Last week Mrs. Gill’s sixth hour class experimented with a variety of zucchini recipes, filling the hallways with the most amazing fall smells. Ms. Couillard had the chance to sample each of the zucchini creations and wanted to share the tastes she encountered.
Here is what Ms. Couillard has to say about the amazing treats she got to taste:
The zucchini pancake was a lovely treat. The texture was creamy smooth with just an added zing of texture and flavor in the few finely ground speckles of green zucchini skin. The flavor was understated–mild, gentle on the palate, with hints of a country farmhouse meal in the freshness of the main ingredient. This pancake was browned to perfection, and very visually appealing. It would rest easily next to a portion of eggs and breakfast meats, or, it could just as easily complement a tender pork chop or a chunk of tender, juicy pork roast. This is a very versatile dish, and was prepared well.
The zucchini bread was beautifully portioned and perfectly baked. It had a very good texture–firm, yet it dissolved gently on the tongue. The small bits of chocolate added another dimension to the texture, though they were small enough not to detract from the feel and the gentle spice flavor of a fine, moist zucchini bread.
The zucchini muffin was a perfect blend of zucchini, nuts, and the slightest addition of tiny chocolate pieces. Visually, the muffin was perfect–it was level above the paper liner and gently browned. The muffin was thoroughly baked, yet was tender and had a nice spice to it–not overzealous as to overwhelm, but just a mention of all those autumn spices that we begin to long for at harvest time. It might be that this is the most versatile of the recipes in this sampling. It could be used as a staple or side dish of any meal in the day.
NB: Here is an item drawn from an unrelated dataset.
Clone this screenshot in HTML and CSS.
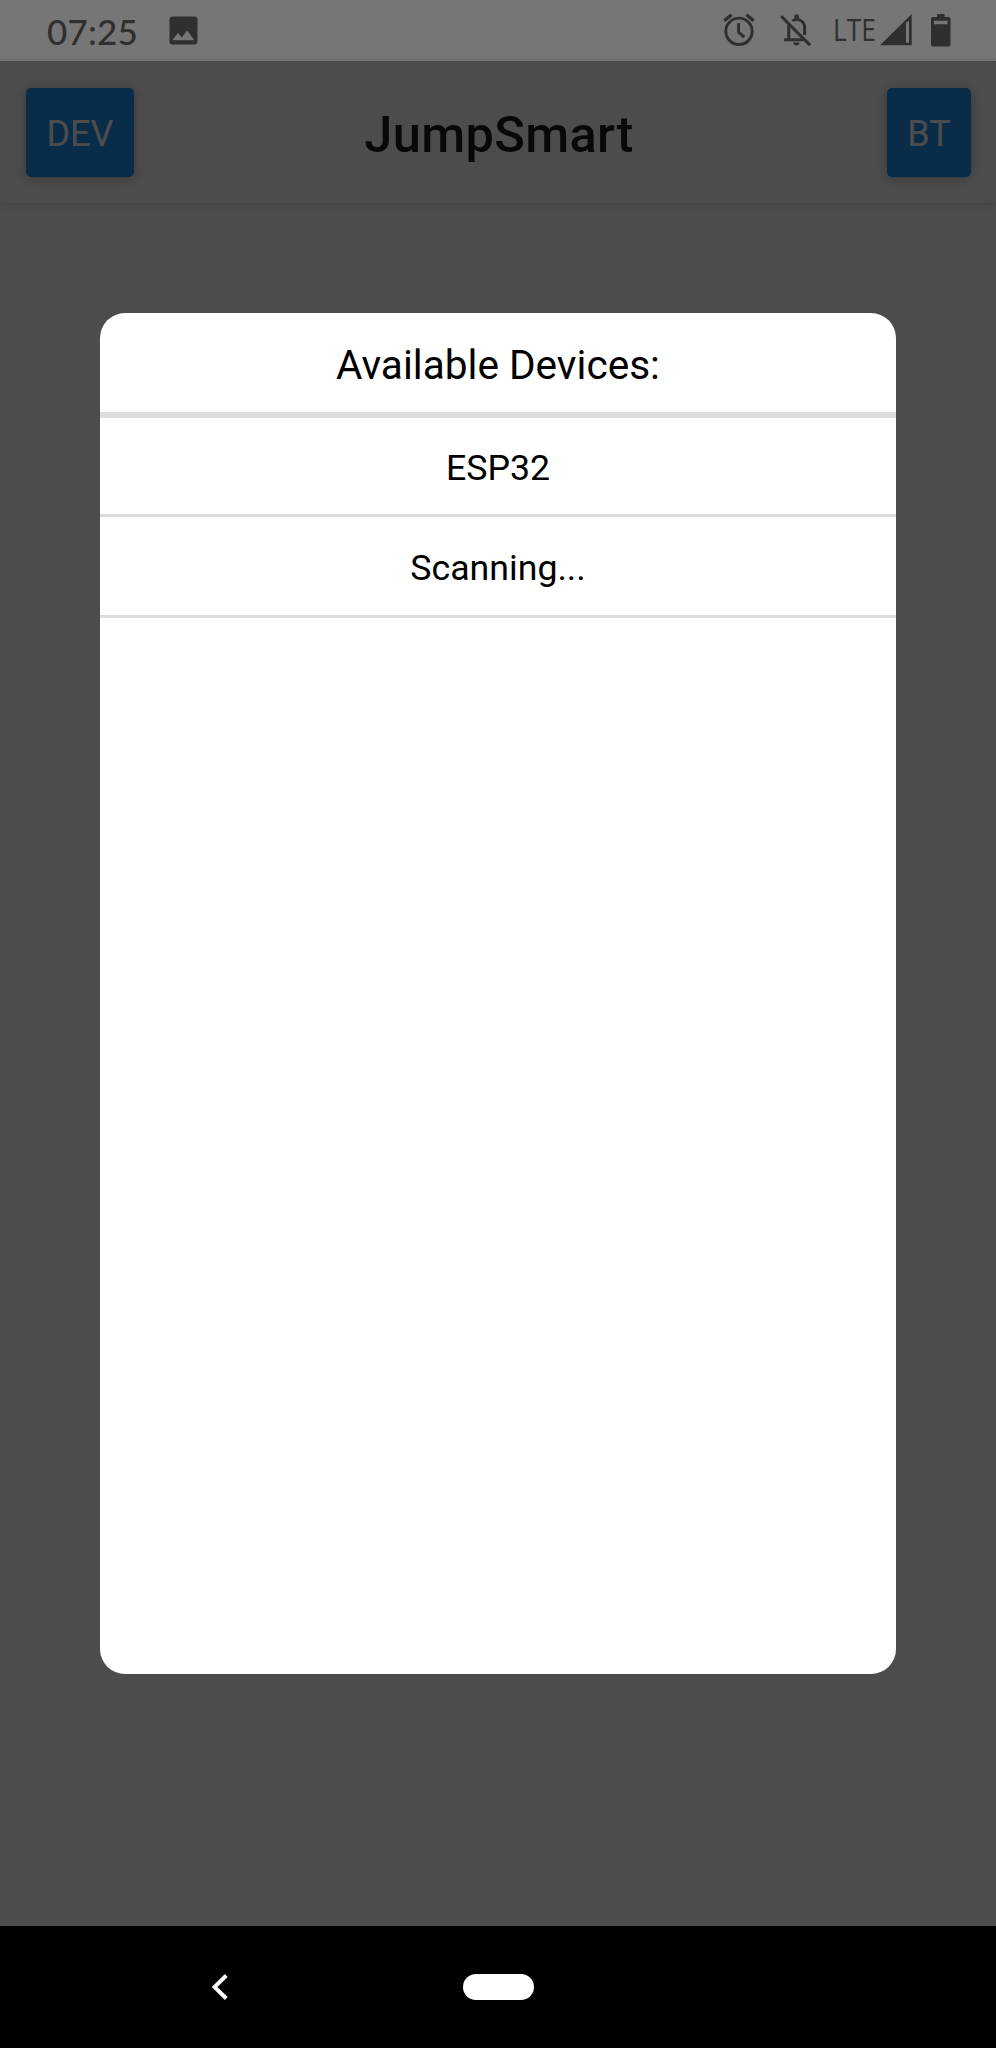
FILE: index.html
```html
<!DOCTYPE html>
<html lang="en">
<head>
<meta charset="utf-8">
<title>JumpSmart</title>
<link rel="stylesheet" href="styles.css">
</head>
<body>
<div class="phone">
  <div class="status">
    <span class="time">07:25</span>
    <svg class="picture" width="29" height="29" viewBox="0 0 29 29"><path fill="currentColor" fill-rule="evenodd" d="M3.5.5h22a3 3 0 0 1 3 3v22a3 3 0 0 1-3 3h-22a3 3 0 0 1-3-3v-22a3 3 0 0 1 3-3zM3.3 24.2h22L18.2 14.5l-5.4 7.1-3.8-4.8z"/></svg>
    <svg class="alarm" width="32" height="34" viewBox="0 0 32 34" fill="none" stroke="currentColor"><circle cx="16" cy="18.3" r="13.2" stroke-width="2.9"/><path stroke-width="3.4" d="M1.3 7.8 8.5 1.7M30.7 7.8 23.5 1.7"/><path stroke-width="2.9" d="M15.6 10.3v9l5.7 4.9"/></svg>
    <svg class="bell" width="31" height="33" viewBox="0 0 31 33" fill="none" stroke="currentColor"><path stroke-width="3" d="M1.2 2.2 30 31.2M8.7 11v14.5M4 25.8h20.8M12.500 6.9c2-1.5 5.4-1.8 8-.4 2.500 1.4 4.100 3.8 4.100 7v7.500"/><path fill="currentColor" stroke="none" d="M14.3 5V2.500a2.300 2.300 0 0 1 4.600 0V5zM13.300 28.600h6.100c0 3.800-6.100 3.800-6.100 0z"/></svg>
    <span class="lte">LTE</span>
    <svg class="signal" width="32" height="32" viewBox="0 0 32 32"><path fill="currentColor" fill-rule="evenodd" d="M0 31.2 31.7 0v31.200zM26 8.500v20.200h3V7z"/></svg>
    <svg class="battery" width="20" height="33" viewBox="0 0 20 33"><path fill="currentColor" fill-rule="evenodd" d="M6 0h7.600v3H17.500a2 2 0 0 1 2 2v25.500a2 2 0 0 1-2 2H2a2 2 0 0 1-2-2V5a2 2 0 0 1 2-2h4zM3 6.700v3.500h13.500V6.700z"/></svg>
  </div>
  <div class="app">
    <div class="header">
      <div class="button">DEV</div>
      <div class="title">JumpSmart</div>
      <div class="button bt">BT</div>
    </div>
    <div class="overlay">
      <div class="modal">
        <div class="heading"><span>Available Devices:</span></div>
        <div class="row"><span>ESP32</span></div>
        <div class="row"><span>Scanning...</span></div>
      </div>
    </div>
  </div>
  <div class="nav">
    <svg class="back" width="17" height="26" viewBox="0 0 17 26"><path d="M14.300 1.500 2.500 13 14.300 24.500" fill="none" stroke="#fff" stroke-width="3.900"/></svg>
    <div class="home"></div>
  </div>
</div>
</body>
</html>
```
FILE: styles.css
```css
* { box-sizing: border-box; }
body { margin: 0; font-family: Roboto, sans-serif; }
.phone { width: 996px; height: 2048px; display: flex; flex-direction: column; overflow: hidden; }

.status { height: 61px; background: #767676; color: #2f2f2f; display: flex; align-items: flex-start; }
.status svg { flex: none; }
.time { width: 92px; margin: 10px 0 0 47px; font: 500 35px/42px Lato, sans-serif; letter-spacing: .2px; white-space: nowrap; }
.picture { margin: 16px 0 0 30px; }
.alarm { margin: 13px 0 0 525px; }
.bell { margin: 14px 0 0 25px; }
.lte { width: 41px; margin: 8px 0 0 22px; font: 400 31px/42px "Open Sans", sans-serif; transform: scaleX(.85); transform-origin: 0 0; }
.signal { margin: 14px 0 0 6px; }
.battery { margin: 14px 0 0 19px; }

.app { flex: 1; position: relative; background: #fff; }
.header { height: 142px; padding: 0 25px 0 26px; display: flex; align-items: center; justify-content: space-between; background: #fff; box-shadow: 0 2px 10px rgba(0, 0, 0, .12); }
.button { width: 108px; height: 89px; border-radius: 5px; background: #2196f3; color: #fff; font-size: 36px; line-height: 93px; text-align: center; box-shadow: 0 2px 12px rgba(0, 0, 0, .28); }
.bt { width: 84px; }
.title { margin-left: -23px; padding-top: 6px; font-size: 50.500px; font-weight: 500; line-height: 60px; letter-spacing: .35px; color: #1c1c1e; }

.overlay { position: absolute; inset: 0; background: rgba(0, 0, 0, .7); display: flex; justify-content: center; align-items: flex-start; }
.modal { width: 795.300px; height: 1360.300px; margin-top: 252.400px; border-radius: 25px; background: #fff; color: #000; text-align: center; overflow: hidden; }
.heading { height: 104.600px; border-bottom: 6px solid #dcdcdc; font-size: 40.600px; line-height: 104px; }
.row { height: 99px; border-bottom: 3px solid #dcdcdc; font-size: 35.700px; line-height: 101px; }
.row + .row { height: 101px; line-height: 102px; }

.nav { height: 122px; background: #000; display: flex; align-items: center; }
.back { margin-left: 212px; }
.home { width: 71px; height: 26px; margin-left: 234px; border-radius: 13px; background: #fff; }
```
Finally, the zucchini brownie was the most WOW on the tongue! A stunning sugar bomb that has me salivating just thinking about the last bit and drooling for the next. It was like having a river of chocolate saturated with confectioner’s sugar melting from the tongue into all the nearby crevasses. This is an incredible treat, and one that should be saved for the most rare, the most special of occasions.
Thank you so much to Mrs. Gill and her students for treating me to their culinary creations!